[Front-end source files]
— start —

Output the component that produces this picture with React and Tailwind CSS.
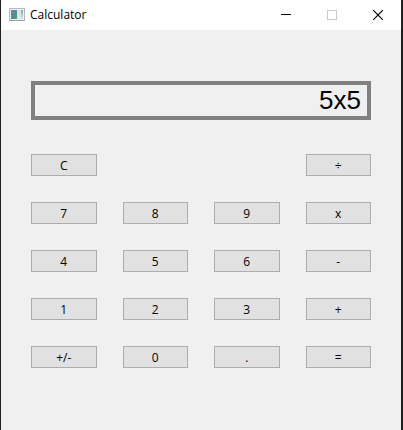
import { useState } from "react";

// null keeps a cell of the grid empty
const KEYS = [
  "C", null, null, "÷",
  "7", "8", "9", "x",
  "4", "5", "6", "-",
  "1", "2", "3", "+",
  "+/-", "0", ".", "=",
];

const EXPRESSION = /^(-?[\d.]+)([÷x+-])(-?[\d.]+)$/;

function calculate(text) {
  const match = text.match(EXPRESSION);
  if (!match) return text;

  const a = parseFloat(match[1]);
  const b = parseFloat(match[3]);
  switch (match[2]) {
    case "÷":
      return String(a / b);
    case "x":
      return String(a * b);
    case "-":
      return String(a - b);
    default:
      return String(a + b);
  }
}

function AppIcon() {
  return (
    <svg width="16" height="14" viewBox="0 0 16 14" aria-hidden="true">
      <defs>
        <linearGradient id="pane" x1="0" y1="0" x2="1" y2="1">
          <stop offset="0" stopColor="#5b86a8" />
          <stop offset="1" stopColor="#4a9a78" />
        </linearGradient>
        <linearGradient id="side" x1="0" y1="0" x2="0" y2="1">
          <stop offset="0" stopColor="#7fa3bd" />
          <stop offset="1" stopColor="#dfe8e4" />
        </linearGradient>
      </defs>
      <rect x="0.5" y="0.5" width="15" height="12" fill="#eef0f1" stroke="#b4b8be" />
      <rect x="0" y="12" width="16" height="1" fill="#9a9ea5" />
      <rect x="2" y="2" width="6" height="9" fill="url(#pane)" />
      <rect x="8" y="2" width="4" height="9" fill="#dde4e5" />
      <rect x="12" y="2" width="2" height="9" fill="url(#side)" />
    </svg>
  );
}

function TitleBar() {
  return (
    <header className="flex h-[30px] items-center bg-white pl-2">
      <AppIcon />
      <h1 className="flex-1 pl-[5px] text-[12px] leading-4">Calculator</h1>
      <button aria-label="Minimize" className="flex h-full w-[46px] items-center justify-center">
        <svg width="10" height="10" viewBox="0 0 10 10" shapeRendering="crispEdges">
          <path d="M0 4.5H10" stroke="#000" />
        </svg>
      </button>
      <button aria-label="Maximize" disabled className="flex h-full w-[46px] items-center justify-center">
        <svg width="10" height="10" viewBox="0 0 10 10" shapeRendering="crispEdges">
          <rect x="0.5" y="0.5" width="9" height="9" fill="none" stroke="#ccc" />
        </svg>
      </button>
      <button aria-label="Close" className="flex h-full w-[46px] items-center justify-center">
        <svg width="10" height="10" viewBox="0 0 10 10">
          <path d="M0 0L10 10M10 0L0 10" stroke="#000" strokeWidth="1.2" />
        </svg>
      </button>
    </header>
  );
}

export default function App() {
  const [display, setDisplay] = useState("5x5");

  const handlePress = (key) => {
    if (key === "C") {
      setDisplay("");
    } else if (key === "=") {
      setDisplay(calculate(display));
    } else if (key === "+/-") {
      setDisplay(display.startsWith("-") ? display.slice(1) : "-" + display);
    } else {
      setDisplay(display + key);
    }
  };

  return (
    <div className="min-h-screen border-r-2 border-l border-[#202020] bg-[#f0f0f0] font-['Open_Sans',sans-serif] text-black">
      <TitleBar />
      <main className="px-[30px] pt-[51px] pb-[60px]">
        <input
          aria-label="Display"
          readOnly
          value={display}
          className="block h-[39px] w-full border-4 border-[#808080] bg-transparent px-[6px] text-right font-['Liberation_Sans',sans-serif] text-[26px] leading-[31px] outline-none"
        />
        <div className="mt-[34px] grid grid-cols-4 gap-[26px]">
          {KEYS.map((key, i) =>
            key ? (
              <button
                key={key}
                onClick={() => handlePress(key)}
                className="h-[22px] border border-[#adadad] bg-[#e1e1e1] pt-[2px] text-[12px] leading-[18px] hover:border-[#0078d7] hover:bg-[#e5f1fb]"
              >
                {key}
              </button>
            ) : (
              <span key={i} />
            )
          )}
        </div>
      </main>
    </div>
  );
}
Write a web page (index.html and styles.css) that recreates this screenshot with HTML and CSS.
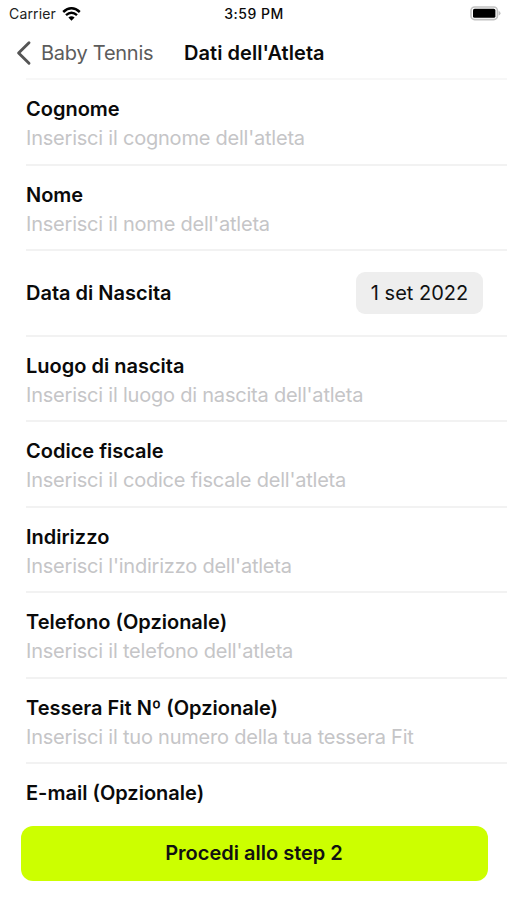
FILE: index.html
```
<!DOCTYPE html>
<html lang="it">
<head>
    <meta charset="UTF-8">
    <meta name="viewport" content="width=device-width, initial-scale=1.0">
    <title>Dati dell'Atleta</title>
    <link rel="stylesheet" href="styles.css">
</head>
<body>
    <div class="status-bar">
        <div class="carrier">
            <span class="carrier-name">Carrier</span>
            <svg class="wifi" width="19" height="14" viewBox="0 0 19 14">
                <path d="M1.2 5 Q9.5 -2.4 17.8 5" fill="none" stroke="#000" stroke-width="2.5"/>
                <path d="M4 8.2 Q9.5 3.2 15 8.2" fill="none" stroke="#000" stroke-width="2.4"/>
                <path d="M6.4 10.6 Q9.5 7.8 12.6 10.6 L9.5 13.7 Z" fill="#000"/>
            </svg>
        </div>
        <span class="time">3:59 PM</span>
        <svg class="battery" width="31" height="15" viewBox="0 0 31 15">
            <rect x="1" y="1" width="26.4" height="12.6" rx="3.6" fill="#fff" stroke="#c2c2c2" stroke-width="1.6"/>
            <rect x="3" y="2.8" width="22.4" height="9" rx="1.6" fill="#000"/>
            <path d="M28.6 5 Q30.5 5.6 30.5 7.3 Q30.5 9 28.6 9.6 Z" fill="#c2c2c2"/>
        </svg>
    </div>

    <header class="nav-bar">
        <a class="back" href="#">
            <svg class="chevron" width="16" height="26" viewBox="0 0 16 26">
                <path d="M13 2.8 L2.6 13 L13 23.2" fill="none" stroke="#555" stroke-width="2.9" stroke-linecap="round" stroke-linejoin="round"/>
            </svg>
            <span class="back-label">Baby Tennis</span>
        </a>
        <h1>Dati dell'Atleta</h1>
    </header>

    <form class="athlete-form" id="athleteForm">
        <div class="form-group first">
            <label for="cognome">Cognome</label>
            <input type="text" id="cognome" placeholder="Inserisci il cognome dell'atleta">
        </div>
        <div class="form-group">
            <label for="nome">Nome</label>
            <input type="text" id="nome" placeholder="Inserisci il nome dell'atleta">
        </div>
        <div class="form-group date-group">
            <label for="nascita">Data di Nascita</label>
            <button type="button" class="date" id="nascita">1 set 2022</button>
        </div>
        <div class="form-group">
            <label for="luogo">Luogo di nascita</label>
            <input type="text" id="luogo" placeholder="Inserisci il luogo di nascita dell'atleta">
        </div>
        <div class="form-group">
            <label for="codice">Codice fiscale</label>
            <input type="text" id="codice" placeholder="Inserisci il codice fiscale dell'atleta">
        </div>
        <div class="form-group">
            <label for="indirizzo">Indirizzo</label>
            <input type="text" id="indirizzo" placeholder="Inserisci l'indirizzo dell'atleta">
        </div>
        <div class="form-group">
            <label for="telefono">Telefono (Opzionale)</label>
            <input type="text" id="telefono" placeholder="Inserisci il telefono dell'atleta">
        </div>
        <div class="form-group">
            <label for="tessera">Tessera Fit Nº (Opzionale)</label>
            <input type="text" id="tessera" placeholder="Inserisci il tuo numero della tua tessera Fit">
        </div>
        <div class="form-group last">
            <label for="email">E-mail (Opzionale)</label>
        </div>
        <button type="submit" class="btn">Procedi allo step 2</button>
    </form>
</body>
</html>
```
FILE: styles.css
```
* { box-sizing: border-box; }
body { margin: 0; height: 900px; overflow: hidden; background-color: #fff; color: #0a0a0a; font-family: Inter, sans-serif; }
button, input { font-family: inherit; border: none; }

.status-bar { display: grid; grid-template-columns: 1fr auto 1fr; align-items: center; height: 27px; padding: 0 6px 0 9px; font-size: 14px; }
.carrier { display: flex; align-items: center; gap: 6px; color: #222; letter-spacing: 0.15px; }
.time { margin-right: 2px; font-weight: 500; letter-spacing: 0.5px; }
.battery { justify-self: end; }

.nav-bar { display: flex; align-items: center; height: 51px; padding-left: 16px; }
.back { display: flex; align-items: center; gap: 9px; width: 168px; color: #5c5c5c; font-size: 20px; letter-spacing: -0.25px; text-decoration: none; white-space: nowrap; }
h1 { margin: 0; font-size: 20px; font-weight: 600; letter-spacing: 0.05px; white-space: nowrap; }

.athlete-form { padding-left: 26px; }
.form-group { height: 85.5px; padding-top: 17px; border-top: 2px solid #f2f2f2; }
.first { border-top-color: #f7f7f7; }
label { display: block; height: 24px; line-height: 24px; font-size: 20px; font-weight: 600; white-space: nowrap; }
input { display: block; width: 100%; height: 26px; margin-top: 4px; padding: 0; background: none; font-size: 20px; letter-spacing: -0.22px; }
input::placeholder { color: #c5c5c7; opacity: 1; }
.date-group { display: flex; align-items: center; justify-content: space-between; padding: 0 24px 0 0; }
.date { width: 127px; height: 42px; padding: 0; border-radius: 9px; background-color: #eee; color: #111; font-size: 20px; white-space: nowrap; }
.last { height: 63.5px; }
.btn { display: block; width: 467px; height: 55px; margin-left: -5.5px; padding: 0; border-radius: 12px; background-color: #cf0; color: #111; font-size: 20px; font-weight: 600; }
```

— end —

_STATED GOAL_
Please take the lines from the beginning of the data above through the line holding "const EXPRESSION = /^(-?[\d.]+)([÷x+-])(-?[\d.]+)$/;" and transcribe them exactly, without any pictures.

_OUTPUT OF THE TASK_
Output the component that produces this picture with React and Tailwind CSS.
import { useState } from "react";

// null keeps a cell of the grid empty
const KEYS = [
  "C", null, null, "÷",
  "7", "8", "9", "x",
  "4", "5", "6", "-",
  "1", "2", "3", "+",
  "+/-", "0", ".", "=",
];

const EXPRESSION = /^(-?[\d.]+)([÷x+-])(-?[\d.]+)$/;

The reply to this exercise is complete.